First, more heat is needed in KSTAR to boost plasma temperatures well over 150 million degrees. Na says KSTAR’s heating equipment currently functions at half the capacity of those used by other countries.

“KSTAR can maintain plasmas for a long time with high performance, but the heating power is not as high as in other countries yet,” Na says. “Existing devices like those in Europe, the U.S. and Japan can produce plasmas with much higher temperatures.”

But this brings up the issue of government funding, as Na says raising just one megawatt (MW) requires about 10 billion won. Conducting experiments with KSTAR, which cost around 350 billion won during construction, comes at a hefty price tag of about 30 to 40 billion won every year, according to Yoon.

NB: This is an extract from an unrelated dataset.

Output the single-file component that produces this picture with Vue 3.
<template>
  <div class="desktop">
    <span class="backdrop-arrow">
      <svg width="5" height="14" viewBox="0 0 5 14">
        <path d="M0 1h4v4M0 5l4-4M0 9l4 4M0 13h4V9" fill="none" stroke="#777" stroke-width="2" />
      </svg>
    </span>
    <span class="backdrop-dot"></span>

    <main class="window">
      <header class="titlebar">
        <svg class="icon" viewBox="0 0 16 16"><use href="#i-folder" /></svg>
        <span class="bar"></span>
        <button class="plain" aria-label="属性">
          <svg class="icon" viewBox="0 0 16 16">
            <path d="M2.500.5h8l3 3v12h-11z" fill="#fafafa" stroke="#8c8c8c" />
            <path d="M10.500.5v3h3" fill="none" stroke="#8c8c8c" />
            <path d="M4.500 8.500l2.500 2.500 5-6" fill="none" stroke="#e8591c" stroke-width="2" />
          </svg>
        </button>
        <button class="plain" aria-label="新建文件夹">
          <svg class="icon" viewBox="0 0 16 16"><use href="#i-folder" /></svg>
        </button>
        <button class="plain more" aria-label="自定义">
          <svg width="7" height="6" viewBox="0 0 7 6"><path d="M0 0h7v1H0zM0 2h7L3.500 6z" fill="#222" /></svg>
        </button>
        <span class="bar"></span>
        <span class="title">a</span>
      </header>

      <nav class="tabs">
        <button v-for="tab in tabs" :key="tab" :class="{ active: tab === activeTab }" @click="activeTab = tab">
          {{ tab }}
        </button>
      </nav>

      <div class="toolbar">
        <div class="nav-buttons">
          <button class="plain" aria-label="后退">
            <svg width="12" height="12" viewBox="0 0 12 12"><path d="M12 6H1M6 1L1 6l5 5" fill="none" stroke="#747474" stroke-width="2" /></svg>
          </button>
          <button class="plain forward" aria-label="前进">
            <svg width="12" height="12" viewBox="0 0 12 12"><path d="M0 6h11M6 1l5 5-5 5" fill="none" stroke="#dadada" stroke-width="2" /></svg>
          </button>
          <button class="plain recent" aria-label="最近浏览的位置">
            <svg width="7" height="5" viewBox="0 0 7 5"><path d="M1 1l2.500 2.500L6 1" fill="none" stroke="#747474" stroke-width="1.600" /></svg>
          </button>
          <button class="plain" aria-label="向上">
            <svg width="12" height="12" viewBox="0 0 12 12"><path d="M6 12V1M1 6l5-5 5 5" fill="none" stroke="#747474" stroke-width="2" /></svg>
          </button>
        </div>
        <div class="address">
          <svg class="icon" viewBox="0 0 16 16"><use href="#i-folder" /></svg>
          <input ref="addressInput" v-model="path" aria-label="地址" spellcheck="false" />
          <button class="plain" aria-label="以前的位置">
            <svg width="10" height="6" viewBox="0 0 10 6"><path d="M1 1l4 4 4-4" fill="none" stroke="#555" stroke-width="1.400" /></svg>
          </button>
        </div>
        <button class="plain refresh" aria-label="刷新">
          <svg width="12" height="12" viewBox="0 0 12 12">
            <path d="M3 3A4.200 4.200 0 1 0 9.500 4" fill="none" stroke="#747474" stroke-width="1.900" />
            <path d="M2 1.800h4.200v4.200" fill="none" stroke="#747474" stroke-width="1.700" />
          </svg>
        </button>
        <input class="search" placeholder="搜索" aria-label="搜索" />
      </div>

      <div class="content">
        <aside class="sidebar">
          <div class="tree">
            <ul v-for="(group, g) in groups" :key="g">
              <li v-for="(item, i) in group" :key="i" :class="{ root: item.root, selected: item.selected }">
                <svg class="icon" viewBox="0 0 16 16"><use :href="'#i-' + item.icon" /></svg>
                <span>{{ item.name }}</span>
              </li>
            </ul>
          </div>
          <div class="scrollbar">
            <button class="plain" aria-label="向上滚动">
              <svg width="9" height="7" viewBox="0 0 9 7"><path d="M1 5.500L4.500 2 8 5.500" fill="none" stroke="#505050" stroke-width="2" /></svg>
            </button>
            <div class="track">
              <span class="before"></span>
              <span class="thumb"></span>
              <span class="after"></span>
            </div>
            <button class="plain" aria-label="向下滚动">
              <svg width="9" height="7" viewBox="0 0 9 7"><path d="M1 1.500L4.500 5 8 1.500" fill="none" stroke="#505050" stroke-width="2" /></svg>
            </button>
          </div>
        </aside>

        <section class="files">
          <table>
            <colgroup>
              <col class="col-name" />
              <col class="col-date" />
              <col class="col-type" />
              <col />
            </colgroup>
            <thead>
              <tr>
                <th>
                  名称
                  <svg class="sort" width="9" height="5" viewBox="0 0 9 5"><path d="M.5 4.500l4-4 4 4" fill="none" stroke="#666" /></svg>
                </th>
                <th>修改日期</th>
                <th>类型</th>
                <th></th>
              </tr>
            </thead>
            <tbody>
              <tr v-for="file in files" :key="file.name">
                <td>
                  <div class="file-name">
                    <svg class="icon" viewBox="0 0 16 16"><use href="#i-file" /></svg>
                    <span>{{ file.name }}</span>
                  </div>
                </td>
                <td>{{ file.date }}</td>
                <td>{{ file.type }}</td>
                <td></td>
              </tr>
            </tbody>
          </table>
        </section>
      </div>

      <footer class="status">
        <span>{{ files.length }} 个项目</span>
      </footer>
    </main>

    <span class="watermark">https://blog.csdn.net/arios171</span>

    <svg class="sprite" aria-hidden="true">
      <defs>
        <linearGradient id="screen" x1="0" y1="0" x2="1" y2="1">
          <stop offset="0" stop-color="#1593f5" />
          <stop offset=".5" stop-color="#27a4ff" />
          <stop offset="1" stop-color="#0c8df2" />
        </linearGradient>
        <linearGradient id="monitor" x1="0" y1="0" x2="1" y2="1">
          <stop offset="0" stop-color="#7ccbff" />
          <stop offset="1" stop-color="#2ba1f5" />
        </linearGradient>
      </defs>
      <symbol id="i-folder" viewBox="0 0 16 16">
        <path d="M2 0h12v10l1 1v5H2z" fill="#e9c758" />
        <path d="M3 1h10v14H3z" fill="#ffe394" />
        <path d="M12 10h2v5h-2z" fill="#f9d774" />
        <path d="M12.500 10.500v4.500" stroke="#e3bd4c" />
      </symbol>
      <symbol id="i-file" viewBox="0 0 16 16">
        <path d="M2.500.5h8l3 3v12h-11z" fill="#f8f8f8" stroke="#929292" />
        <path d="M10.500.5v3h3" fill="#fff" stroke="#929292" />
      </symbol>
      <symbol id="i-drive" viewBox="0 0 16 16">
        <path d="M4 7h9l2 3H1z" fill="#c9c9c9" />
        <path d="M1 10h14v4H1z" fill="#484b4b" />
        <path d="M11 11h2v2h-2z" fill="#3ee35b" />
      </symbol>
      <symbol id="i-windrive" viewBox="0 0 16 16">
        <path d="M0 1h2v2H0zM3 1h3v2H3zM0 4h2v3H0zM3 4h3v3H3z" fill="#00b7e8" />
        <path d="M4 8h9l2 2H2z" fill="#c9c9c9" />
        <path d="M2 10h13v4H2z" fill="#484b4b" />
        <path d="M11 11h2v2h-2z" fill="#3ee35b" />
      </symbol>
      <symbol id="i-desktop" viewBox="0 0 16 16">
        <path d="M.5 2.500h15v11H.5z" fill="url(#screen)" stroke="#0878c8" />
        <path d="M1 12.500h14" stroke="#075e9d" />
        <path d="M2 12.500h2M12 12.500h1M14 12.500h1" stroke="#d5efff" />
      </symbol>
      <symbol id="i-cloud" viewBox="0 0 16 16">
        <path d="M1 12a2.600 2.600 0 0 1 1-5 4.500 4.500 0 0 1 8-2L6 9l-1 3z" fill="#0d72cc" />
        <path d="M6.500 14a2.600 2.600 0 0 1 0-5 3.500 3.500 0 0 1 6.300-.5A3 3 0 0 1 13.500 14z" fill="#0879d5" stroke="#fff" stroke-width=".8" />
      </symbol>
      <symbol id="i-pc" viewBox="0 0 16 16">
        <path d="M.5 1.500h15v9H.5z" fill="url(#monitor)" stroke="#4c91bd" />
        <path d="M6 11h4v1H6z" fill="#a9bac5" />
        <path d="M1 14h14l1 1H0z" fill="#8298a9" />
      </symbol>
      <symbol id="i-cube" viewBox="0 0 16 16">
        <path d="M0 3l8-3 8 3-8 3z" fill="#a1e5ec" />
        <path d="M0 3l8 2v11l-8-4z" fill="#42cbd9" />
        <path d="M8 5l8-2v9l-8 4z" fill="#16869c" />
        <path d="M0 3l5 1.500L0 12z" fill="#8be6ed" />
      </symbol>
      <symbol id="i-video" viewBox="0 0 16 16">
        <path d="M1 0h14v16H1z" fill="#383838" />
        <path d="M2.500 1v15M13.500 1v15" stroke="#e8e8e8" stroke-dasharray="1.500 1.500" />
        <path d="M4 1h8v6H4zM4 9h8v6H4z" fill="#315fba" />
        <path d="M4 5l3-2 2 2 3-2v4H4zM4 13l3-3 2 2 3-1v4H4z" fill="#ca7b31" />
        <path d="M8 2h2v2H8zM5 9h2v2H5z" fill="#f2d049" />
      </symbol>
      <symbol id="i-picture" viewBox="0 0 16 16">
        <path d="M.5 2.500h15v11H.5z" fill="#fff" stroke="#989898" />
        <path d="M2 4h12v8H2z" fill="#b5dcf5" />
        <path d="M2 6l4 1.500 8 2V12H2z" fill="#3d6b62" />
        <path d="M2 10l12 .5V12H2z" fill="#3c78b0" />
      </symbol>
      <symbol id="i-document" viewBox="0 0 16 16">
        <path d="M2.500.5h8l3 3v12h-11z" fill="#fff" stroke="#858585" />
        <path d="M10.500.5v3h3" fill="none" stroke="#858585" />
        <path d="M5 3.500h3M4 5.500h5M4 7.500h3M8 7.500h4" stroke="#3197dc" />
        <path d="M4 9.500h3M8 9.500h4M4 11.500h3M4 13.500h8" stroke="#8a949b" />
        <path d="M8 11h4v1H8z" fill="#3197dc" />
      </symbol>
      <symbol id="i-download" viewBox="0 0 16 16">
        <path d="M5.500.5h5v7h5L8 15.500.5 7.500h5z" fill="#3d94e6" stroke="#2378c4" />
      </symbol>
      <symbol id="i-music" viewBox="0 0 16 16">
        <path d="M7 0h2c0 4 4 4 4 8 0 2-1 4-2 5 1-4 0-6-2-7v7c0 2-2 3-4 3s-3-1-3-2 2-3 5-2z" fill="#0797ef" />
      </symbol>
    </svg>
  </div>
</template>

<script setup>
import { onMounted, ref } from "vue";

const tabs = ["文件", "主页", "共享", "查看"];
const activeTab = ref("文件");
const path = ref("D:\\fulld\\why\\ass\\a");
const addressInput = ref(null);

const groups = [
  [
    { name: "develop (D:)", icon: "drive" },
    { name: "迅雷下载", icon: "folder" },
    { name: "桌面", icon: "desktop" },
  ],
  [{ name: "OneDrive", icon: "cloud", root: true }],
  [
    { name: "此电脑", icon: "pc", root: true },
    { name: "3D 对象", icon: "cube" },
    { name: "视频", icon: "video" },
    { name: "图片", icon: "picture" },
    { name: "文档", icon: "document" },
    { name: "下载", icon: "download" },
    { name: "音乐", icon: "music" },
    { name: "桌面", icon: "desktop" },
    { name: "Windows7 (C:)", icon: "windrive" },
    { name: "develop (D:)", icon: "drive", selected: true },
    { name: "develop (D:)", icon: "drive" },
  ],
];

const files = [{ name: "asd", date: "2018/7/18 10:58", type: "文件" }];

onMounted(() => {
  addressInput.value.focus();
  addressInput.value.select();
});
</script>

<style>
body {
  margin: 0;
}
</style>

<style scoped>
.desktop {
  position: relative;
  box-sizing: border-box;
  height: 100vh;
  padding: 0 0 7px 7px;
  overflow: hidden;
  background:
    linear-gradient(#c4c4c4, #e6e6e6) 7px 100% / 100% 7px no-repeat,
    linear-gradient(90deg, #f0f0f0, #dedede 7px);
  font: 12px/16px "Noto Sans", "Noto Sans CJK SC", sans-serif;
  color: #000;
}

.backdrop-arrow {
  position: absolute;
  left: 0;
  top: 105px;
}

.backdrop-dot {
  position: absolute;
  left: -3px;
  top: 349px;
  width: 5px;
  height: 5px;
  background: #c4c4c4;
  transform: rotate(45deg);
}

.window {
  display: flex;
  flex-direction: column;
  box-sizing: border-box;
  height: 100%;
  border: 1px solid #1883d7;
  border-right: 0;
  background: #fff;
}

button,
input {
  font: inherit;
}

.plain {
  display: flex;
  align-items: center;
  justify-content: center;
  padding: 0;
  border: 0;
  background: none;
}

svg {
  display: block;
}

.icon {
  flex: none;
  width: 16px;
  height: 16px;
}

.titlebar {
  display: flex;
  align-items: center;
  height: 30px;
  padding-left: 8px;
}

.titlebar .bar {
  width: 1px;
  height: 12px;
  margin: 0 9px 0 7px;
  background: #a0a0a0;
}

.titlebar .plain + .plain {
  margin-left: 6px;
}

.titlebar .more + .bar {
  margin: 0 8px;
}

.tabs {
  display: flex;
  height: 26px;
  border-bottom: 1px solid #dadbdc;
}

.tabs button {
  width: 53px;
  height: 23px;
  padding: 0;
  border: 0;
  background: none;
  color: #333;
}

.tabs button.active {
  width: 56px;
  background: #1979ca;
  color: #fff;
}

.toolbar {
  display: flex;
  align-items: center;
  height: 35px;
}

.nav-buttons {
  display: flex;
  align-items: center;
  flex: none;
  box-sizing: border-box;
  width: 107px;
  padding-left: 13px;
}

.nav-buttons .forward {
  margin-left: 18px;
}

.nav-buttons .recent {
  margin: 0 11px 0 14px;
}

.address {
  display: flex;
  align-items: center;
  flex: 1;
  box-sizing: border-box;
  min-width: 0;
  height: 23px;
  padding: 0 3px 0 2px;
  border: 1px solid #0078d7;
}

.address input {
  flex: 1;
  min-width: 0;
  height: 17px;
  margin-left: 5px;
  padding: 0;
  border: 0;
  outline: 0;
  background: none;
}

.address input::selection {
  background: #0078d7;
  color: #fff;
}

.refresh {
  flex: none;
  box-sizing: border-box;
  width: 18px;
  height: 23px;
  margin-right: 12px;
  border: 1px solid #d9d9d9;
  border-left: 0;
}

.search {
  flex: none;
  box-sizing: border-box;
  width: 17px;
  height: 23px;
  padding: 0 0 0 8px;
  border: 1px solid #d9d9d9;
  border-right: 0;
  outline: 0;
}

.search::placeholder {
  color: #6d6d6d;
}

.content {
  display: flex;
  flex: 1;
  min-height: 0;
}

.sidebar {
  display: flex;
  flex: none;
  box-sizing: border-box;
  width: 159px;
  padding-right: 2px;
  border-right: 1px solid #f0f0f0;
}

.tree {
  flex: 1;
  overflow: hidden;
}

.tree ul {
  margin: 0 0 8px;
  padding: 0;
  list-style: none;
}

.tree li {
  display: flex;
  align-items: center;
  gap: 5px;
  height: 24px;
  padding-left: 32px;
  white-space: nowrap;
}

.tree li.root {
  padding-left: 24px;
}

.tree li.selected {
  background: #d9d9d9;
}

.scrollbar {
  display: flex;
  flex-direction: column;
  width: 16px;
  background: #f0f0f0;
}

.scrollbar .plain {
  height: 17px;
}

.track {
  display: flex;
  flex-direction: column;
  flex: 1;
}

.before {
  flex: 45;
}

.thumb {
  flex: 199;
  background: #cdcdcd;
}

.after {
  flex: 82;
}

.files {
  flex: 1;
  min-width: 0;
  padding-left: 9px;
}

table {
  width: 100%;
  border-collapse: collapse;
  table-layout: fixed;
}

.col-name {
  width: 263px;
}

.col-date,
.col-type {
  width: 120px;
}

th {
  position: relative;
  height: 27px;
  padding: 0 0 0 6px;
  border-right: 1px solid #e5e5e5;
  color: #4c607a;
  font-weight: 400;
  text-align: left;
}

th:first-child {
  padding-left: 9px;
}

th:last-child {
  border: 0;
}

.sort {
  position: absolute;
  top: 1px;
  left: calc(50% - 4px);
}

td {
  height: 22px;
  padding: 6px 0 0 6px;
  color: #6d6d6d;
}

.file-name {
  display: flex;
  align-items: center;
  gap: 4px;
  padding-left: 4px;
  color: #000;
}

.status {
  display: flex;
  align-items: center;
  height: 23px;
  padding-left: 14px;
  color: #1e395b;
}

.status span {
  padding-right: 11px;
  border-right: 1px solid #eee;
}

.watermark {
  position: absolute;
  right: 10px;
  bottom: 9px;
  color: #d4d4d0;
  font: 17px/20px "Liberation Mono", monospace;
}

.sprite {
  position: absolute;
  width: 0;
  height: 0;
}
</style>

The technology to insulate hot plasmas for long periods of time without heat loss also needs improvement, Hwang says. Heat loss many times is driven by instability.

Another hurdle lies in materials. KSTAR and other test reactors currently run at much lower energies and for much shorter times than a power plant reactor would need to operate, and therefore, it is important to build the interior of these reactors with components that would not erode from a burning plasma that outputs much heat and radiation.

The knowledge and technology obtained through the operation of KSTAR, EAST and other tokamak devices around the world will be the basis of the International Thermonuclear Experimental Reactor (ITER) project, an ambitious energy project that involves Korea and 34 other nations to build a gigantic experimental fusion reactor. Construction of this device is underway in southern France, due for completion in 2025.

The total cost of the ITER project is estimated to be around $22.5 billion (27.6 trillion won), 10 percent of which will be paid by Korea, says Yoon.

“I believe the construction is more than halfway completed,” says Na, who also serves as chairman of ITER Integrated Operation Scenario International Expert Group. “We are expecting the first plasma in 2025 (using the ITER facility). In line with the plan, Korea is drawing up a roadmap, according to which the first nuclear fusion power plant is to be constructed in the 2040s and 2050s.”